National Grid References
Ordnance Survey has divided the United Kingdom into 100km squares, which are each given a two letter code. East Sussex falls within the 100km grid squares of TQ, TV and TR. West Sussex is covered by the squares TQ, SU and SZ.
The digits of a grid reference identify a location within this 100km square. The first half gives the distance East from the western edge of the 100km square. The second half gives the distance North from the southern edge of the 100km square.
To give a grid reference, first read the two-figure number across the bottom of the map (west to east) and then the two-figure number at the side of the map (south to north). This four-figure grid reference will give the actual kilometre square.

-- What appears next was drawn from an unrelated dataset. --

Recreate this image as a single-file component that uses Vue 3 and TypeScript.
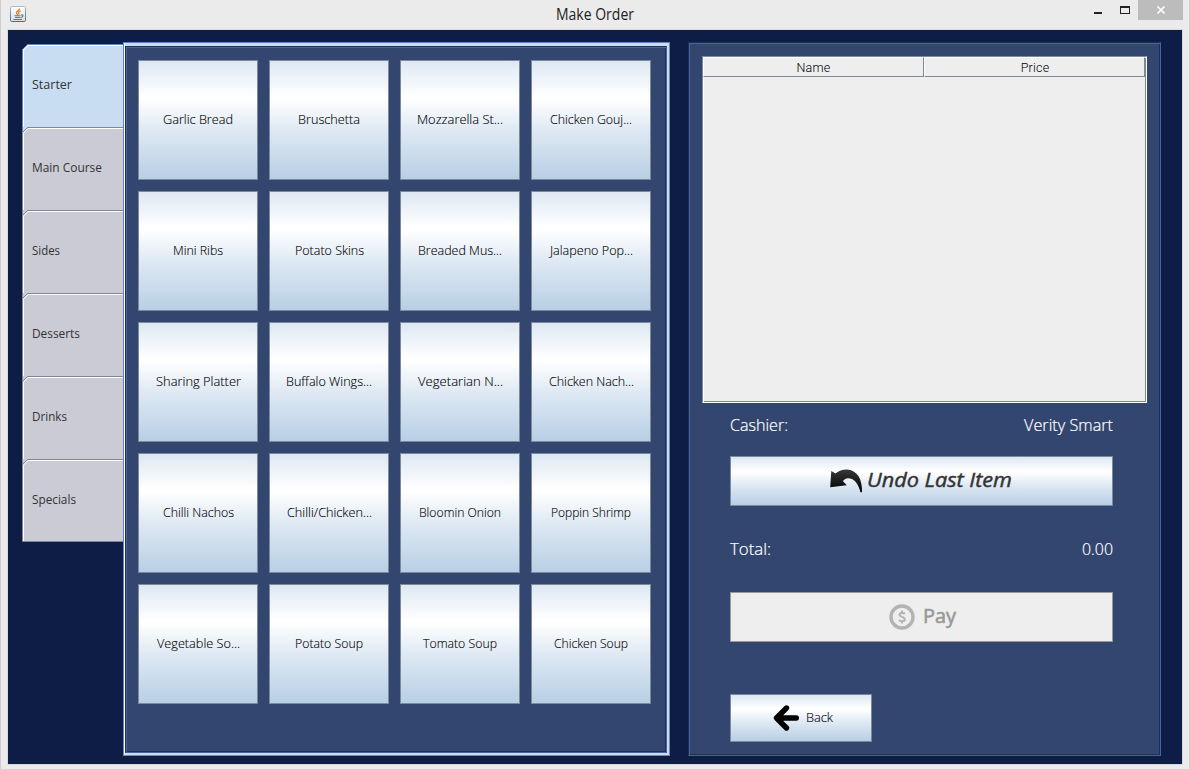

This is a large area and a more accurate reference is obtained by sub dividing the kilometre square further to a six-figure reference. This is gained from using ‘imaginary’ grid lines, further dividing the grid square into 10 from ‘west to east’ and then from ‘south to north’.
The “DINTY” Tetrad System
The DINTY system breaks up a 10km × 10km OS grid square in to 2 × 2km sub-units, known as a tetrad. The 10km ID (e.g. TQ02) is obtained by using the first digit of the x axis then the first digit of the y axis. The DINTY Id can be obtained using the table below.
This system is a system that is often used in species recording as sometimes a recorder may wish to keep the location of a record cryptic, but finds that a 1km grid reference is too revealing.